It was an exam question. $$ f(n)= \begin{cases} 0 & \mbox{if } n \leq 1 \\ 3 f(\lfloor n/5 \rfloor) + 1 & \mbox{if } n > 1 \\ \end{cases}$$ So by calculating some I have $f(5) = 1$, $f(10) = 4$, $f(50) = 13$.
I had to solve this recurrence. So to get rid of the floor operator I said lets $n$ be $5^k$ so a multiple of $5$. So started to solve this.
\begin{equation} \begin{split} f(5^k) & = 3\cdot f(5^{k-1}) + 1\\ & = 3\cdot[ 3f(5^{k-2}) + 1 ]+ 1\\ & = 3^2f(5^{k-2}) + 3 + 1\\ & = 3^2\cdot[ 3f(5^{k-3}) + 1 ]+ 3 + 1\\ & = 3^3f(5^{k-3}) + 9 + 3 + 1 \\ & = ...\\ & = 3^jf(5^{k-j}) + \sum_{j=0}^k 3^j\\ & = 3^jf(5^{k-j}) + \frac{3^{k+1} - 1}{2}\\ \text{let $j = k$}\\ & = 3^kf(5^0) + \frac{3^{k+1} - 1}{2}\\ & = 3^kf(1) + \frac{3^{k+1} - 1}{2}\\ & = 3^k\cdot 0 + \frac{3^{k+1} - 1}{2}\\ & = \frac{3^{k+1} - 1}{2}\\ \end{split} \end{equation} And now I'm stuck here trying to express my $3^{k+1}$ as a function of $n$. I'm pretty I probably made some error up there, if I did I don't see them.

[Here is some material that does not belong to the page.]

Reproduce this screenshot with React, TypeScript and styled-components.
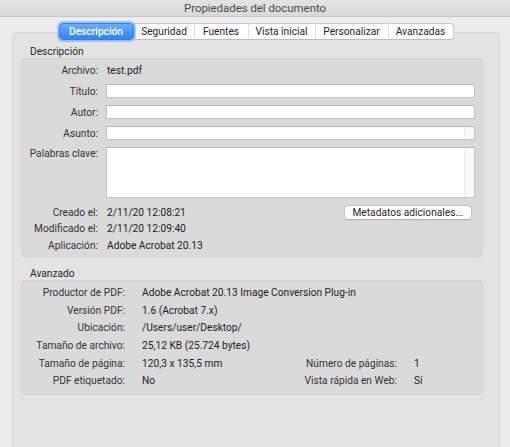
import React from 'react';
import styled, { createGlobalStyle } from 'styled-components';

const GlobalStyle = createGlobalStyle`
  html, body {
    margin: 0;
    padding: 0;
    background: #ececec;
  }
  body {
    font-family: 'Roboto', 'Liberation Sans', sans-serif;
    font-size: 10.2px;
    color: #262626;
  }
`;

const Window = styled.div`
  width: 510px;
  height: 447px;
  overflow: hidden;
  display: flex;
  flex-direction: column;
  background: #ececec;
`;

const TitleBar = styled.div`
  height: 16px;
  display: flex;
  align-items: center;
  justify-content: center;
  font-size: 11.4px;
  color: #4a4a4a;
  background: linear-gradient(#e3e3e3, #dadada);
  border-bottom: 1px solid #c6c6c6;
`;

const Content = styled.div`
  flex: 1;
  display: flex;
  padding: 15px 10px 0 12px;
`;

const Panel = styled.div`
  flex: 1;
  display: flex;
  flex-direction: column;
  background: #e3e3e3;
  border: 1px solid #d8d8d8;
  border-bottom: none;
  border-radius: 5px 5px 0 0;
`;

const TabRow = styled.div`
  display: flex;
  justify-content: center;
  margin-top: -10px;
  height: 17px;
`;

const Tab = styled.div<{ $w: number; $active?: boolean }>`
  width: ${(p) => p.$w}px;
  height: 17px;
  box-sizing: border-box;
  display: flex;
  align-items: center;
  justify-content: center;
  background: #fff;
  color: #262626;
  border-top: 1px solid #c9c9c9;
  border-bottom: 1px solid #bdbdbd;
  border-left: 1px solid #e0e0e0;

  &:last-child {
    border-right: 1px solid #c9c9c9;
    border-radius: 0 4px 4px 0;
  }

  ${(p) =>
    p.$active &&
    `
    position: relative;
    z-index: 1;
    color: #fff;
    font-weight: 500;
    border: 1px solid #2f7ff0;
    border-radius: 4px;
    background: linear-gradient(#69acfa, #2f84f4);
    box-shadow: 0 0 0 2px rgba(100, 160, 245, 0.55);
  `}
`;

const Body = styled.div`
  display: flex;
  flex-direction: column;
  padding: 0 16px 0 8px;
`;

const SectionLabel = styled.div<{ $top: number }>`
  margin-top: ${(p) => p.$top}px;
  padding-left: 9px;
  line-height: 13px;
  color: #262626;
`;

const Group = styled.div`
  background: #dadada;
  border: 1px solid #d2d2d2;
  border-radius: 4px;
`;

const DescGrid = styled.div`
  display: grid;
  grid-template-columns: 76px minmax(0, 1fr);
  column-gap: 8px;
  padding: 4px 7px 2px 0;
`;

const Label = styled.div<{ $h: number; $mb?: number; $top?: boolean }>`
  height: ${(p) => p.$h}px;
  margin-bottom: ${(p) => p.$mb || 0}px;
  display: flex;
  align-items: ${(p) => (p.$top ? 'flex-start' : 'center')};
  justify-content: flex-end;
  line-height: 13px;
  color: #333;
  white-space: nowrap;
`;

const Value = styled.div<{ $h: number; $mb?: number }>`
  height: ${(p) => p.$h}px;
  margin-bottom: ${(p) => p.$mb || 0}px;
  display: flex;
  align-items: center;
  padding-left: 1px;
  color: #222;
  white-space: nowrap;
`;

const Field = styled.div<{ $h: number; $mb?: number; $scroll?: boolean }>`
  position: relative;
  height: ${(p) => p.$h}px;
  margin-bottom: ${(p) => p.$mb || 0}px;
  box-sizing: border-box;
  background: #fff;
  border: 1px solid #c3c3c3;
  border-top-color: #b8b8b8;

  ${(p) =>
    p.$scroll &&
    `
    &::after {
      content: '';
      position: absolute;
      top: 0;
      bottom: 0;
      right: 0;
      width: 9px;
      background: #fafafa;
      border-left: 1px solid #ebebeb;
    }
  `}
`;

const ButtonRow = styled.div`
  height: 16px;
  display: flex;
  align-items: center;
  justify-content: space-between;
  padding-left: 1px;
  color: #222;
`;

const Button = styled.div`
  height: 15px;
  box-sizing: border-box;
  width: 128px;
  margin-right: 3px;
  display: flex;
  align-items: center;
  justify-content: center;
  background: #fff;
  border: 1px solid #c4c4c4;
  border-bottom-color: #b4b4b4;
  border-radius: 4px;
  color: #262626;
  box-shadow: 0 0.5px 0.5px rgba(0, 0, 0, 0.08);
`;

const AdvGrid = styled.div`
  display: grid;
  grid-template-columns: 103px minmax(0, 1fr) auto 69px;
  grid-auto-rows: 17.6px;
  column-gap: 16px;
  padding: 3px 0 4px 0;
`;

const Cell = styled.div<{ $right?: boolean; $span?: boolean }>`
  display: flex;
  align-items: center;
  justify-content: ${(p) => (p.$right ? 'flex-end' : 'flex-start')};
  white-space: nowrap;
  color: ${(p) => (p.$right ? '#333' : '#222')};
  padding-left: ${(p) => (p.$right ? 0 : 1)}px;
  ${(p) => p.$span && 'grid-column: 2 / -1;'}
`;

const tabs = [
  { name: 'Descripción', w: 75 },
  { name: 'Seguridad', w: 60 },
  { name: 'Fuentes', w: 54 },
  { name: 'Vista inicial', w: 67 },
  { name: 'Personalizar', w: 73 },
  { name: 'Avanzadas', w: 66 },
];

const advanced: [string, string][] = [
  ['Productor de PDF:', 'Adobe Acrobat 20.13 Image Conversion Plug-in'],
  ['Versión PDF:', '1.6 (Acrobat 7.x)'],
  ['Ubicación:', '/Users/user/Desktop/'],
  ['Tamaño de archivo:', '25,12 KB (25.724 bytes)'],
];

const App = () => (
  <>
    <GlobalStyle />
    <Window>
      <TitleBar>Propiedades del documento</TitleBar>
      <Content>
        <Panel>
          <TabRow>
            {tabs.map((t, i) => (
              <Tab key={t.name} $w={t.w} $active={i === 0}>
                {t.name}
              </Tab>
            ))}
          </TabRow>
          <Body>
            {/* Descripción */}
            <SectionLabel $top={5}>Descripción</SectionLabel>
            <Group>
              <DescGrid>
                <Label $h={14} $mb={7}>Archivo:</Label>
                <Value $h={14} $mb={7}>test.pdf</Value>

                <Label $h={14} $mb={7}>Título:</Label>
                <Field $h={14} $mb={7} />

                <Label $h={14} $mb={7}>Autor:</Label>
                <Field $h={14} $mb={7} />

                <Label $h={14} $mb={7}>Asunto:</Label>
                <Field $h={14} $mb={7} $scroll />

                <Label $h={51} $mb={6} $top>Palabras clave:</Label>
                <Field $h={51} $mb={6} $scroll />

                <Label $h={16}>Creado el:</Label>
                <ButtonRow>
                  <span>2/11/20 12:08:21</span>
                  <Button>Metadatos adicionales...</Button>
                </ButtonRow>

                <Label $h={17}>Modificado el:</Label>
                <Value $h={17}>2/11/20 12:09:40</Value>

                <Label $h={17}>Aplicación:</Label>
                <Value $h={17}>Adobe Acrobat 20.13</Value>
              </DescGrid>
            </Group>

            {/* Avanzado */}
            <SectionLabel $top={10}>Avanzado</SectionLabel>
            <Group>
              <AdvGrid>
                {advanced.map(([k, v]) => (
                  <React.Fragment key={k}>
                    <Cell $right>{k}</Cell>
                    <Cell $span>{v}</Cell>
                  </React.Fragment>
                ))}
                <Cell $right>Tamaño de página:</Cell>
                <Cell>120,3 x 135,5 mm</Cell>
                <Cell $right>Número de páginas:</Cell>
                <Cell>1</Cell>
                <Cell $right>PDF etiquetado:</Cell>
                <Cell>No</Cell>
                <Cell $right>Vista rápida en Web:</Cell>
                <Cell>Sí</Cell>
              </AdvGrid>
            </Group>
          </Body>
        </Panel>
      </Content>
    </Window>
  </>
);

export default App;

I didn't check your whole argument, but assuming it's correct, you can use the fact that if $n$ is $5^k$, then $k$ is $\log_5 n$ to express the result in terms of $n$.
(Side Question: are the $x$'s in the function definition supposed to be $n$'s?)